Emigholz's major body of work to date consists of a tetralogy of complex, innovative narrative features. They are intricately based on a twenty-minute long experimental film, The Basis Of Make-Up, which is embraced by or in turn interlinks them. The Basis Of Make-Up (1974-83) is a sort of long-term cross-section, a summary of the author's biography in which his diaries--dozens of neat little notebooks of identical format--are swiftly leafed through page-by-page on screen. After each two notebooks, a pause is made, the camera lingering on drawings or paintings as they appear in the diary manuscripts. The flow of time seems stored in these texts, and the filmed surfaces promise intense subjective depth. But the pages are turned by so quickly that it is not possible to focus on a line, and what is intimate remains so (although glimpses of the author's idiosyncrasies and personal aesthetics are betrayed): it is a game of systematic revocation. Emigholz describes the relation between this work and the features:

The Basis Of Make-Up is the center around which my films Normalsatz and Die Wiese Der Sachen [The Meadow Of Things] revolve. The notebooks and sentences which go through the protagonist's mind in Normalsatz and the drawings from Die Basis des Make-Up and Die Wiese Der Sachen constitute its material. I imagine The Basis Of Make-Up as a silent intermezzo or as a short recapitulation between these films: the data bank as interlude. The door is opened and immediately closed again, the paradox of the film taken to an extreme, delivering something that is revoked at once; interspersed with corny jokes from the official world of images, an ocean of type and signs which gives the viewer time to surface. (Information sheet 6/1984 of the Internationales Forum des Jungen Films, Berlin)

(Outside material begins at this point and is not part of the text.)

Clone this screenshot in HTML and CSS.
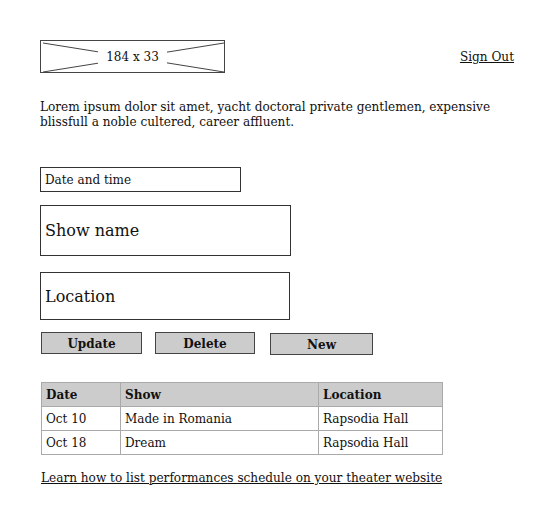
FILE: index.html
```html
<!DOCTYPE html>
<html lang="en">
<head>
    <meta charset="UTF-8">
    <meta name="viewport" content="width=device-width, initial-scale=1.0">
    <title>Theater Schedule</title>
    <link rel="stylesheet" href="styles.css">
</head>
<body>
    <div class="page">
        <div class="top-bar">
            <div class="logo">
                <svg class="logo-x" width="185" height="33" viewBox="0 0 185 33">
                    <line x1="2" y1="2" x2="183" y2="31" />
                    <line x1="2" y1="31" x2="183" y2="2" />
                </svg>
                <span class="logo-text">184 x 33</span>
            </div>
            <a href="#" class="sign-out">Sign Out</a>
        </div>

        <p class="intro">Lorem ipsum dolor sit amet, yacht doctoral private gentlemen, expensive blissfull a noble cultered, career affluent.</p>

        <form class="show-form">
            <div class="field field-small">Date and time</div>
            <div class="field field-big">Show name</div>
            <div class="field field-big field-loc">Location</div>

            <div class="buttons">
                <button type="button" class="btn-update">Update</button>
                <button type="button" class="btn-delete">Delete</button>
                <button type="button" class="btn-new">New</button>
            </div>
        </form>

        <table class="schedule">
            <thead>
                <tr>
                    <th class="col-date">Date</th>
                    <th class="col-show">Show</th>
                    <th>Location</th>
                </tr>
            </thead>
            <tbody>
                <tr>
                    <td>Oct 10</td>
                    <td>Made in Romania</td>
                    <td>Rapsodia Hall</td>
                </tr>
                <tr>
                    <td>Oct 18</td>
                    <td>Dream</td>
                    <td>Rapsodia Hall</td>
                </tr>
            </tbody>
        </table>

        <a href="#" class="learn">Learn how to list performances schedule on your theater website</a>
    </div>
</body>
</html>
```

FILE: styles.css
```css
body {
    font-family: "DejaVu Serif", serif;
    margin: 0;
    color: #111;
    background: #fff;
}
.page {
    padding: 40px 40px 0 40px;
}
.top-bar {
    display: flex;
    justify-content: space-between;
    align-items: center;
}
.logo {
    position: relative;
    width: 185px;
    height: 33px;
    border: 1px solid #444;
    box-sizing: border-box;
    display: flex;
    align-items: center;
    justify-content: center;
}
.logo-x {
    position: absolute;
    left: 0;
    top: 0;
}
.logo-x line {
    stroke: #444;
    stroke-width: 1;
}
.logo-text {
    position: relative;
    background: #fff;
    padding: 0 8px;
    font-size: 12px;
}
.sign-out {
    color: #111;
    font-size: 12.1px;
}
.intro {
    font-size: 12.1px;
    line-height: 15px;
    margin: 27px 0 0 0;
}
.show-form {
    margin-top: 37px;
}
.field {
    border: 1px solid #333;
    box-sizing: border-box;
    display: flex;
    align-items: center;
    padding-left: 4px;
}
.field-small {
    width: 201px;
    height: 25px;
    font-size: 12px;
}
.field-big {
    width: 251px;
    height: 51px;
    font-size: 16px;
    margin-top: 13px;
}
.field-loc {
    width: 250px;
    height: 48px;
    margin-top: 16px;
}
.buttons {
    display: flex;
    gap: 13px;
    margin-top: 12px;
    margin-left: 1px;
}
button {
    font-family: "DejaVu Serif", serif;
    font-weight: bold;
    font-size: 12px;
    color: #111;
    background: #ccc;
    border: 1px solid #444;
    height: 22px;
    padding: 1px 0 0 0;
}
.btn-update {
    width: 101px;
}
.btn-delete {
    width: 100px;
}
.btn-new {
    width: 103px;
    margin-left: 2px;
    margin-top: 1px;
}
.schedule {
    margin-top: 27px;
    margin-left: 1px;
    border-collapse: collapse;
    width: 402px;
    font-size: 12px;
}
.schedule th,
.schedule td {
    border: 1px solid #aaa;
    text-align: left;
    padding: 0 4px;
    height: 23px;
}
.schedule th {
    background: #ccc;
}
.col-date {
    width: 70px;
}
.col-show {
    width: 189px;
}
.learn {
    display: inline-block;
    margin-top: 16px;
    margin-left: 1px;
    color: #111;
    font-size: 12.1px;
}
```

Since then, the tetralogy has been completed with Der Zynische Korper [The Cynical Body] (1990). It also contains experimental moments, but while the earlier parts--Normalsatz, for example, or Die Basis Des Make-Up (the title, almost identical to that of the diary film discussed, is confusing)--are but distantly reminiscent of regular feature film, the cycle's essentially narrative character has become manifest here.

Among German experimental filmmakers, Jurgen Bottcher--born in 1931 and, until German re-unification, a citizen of the GDR (the former East German Democratic Republic)--presents a special case. Bottcher is a painter (working under the pseudonym 'Strawalde') and as a filmmaker is primarily a documentarist. Some of his documentary films--for example Rangierer [Switchmen] (1984)--are so lyrical that they can be regarded as experimental films: without commentary, very quiet and atmospheric, shot in severe and precious (35mm) black-and-white with shimmering natural light. Officially produced in the DEFA documentary film studio, Rangierer represents a small political miracle. As Wilhelm Roth wrote in 'CineGraph,' Bottcher belongs "to the genuine GDR avant-garde."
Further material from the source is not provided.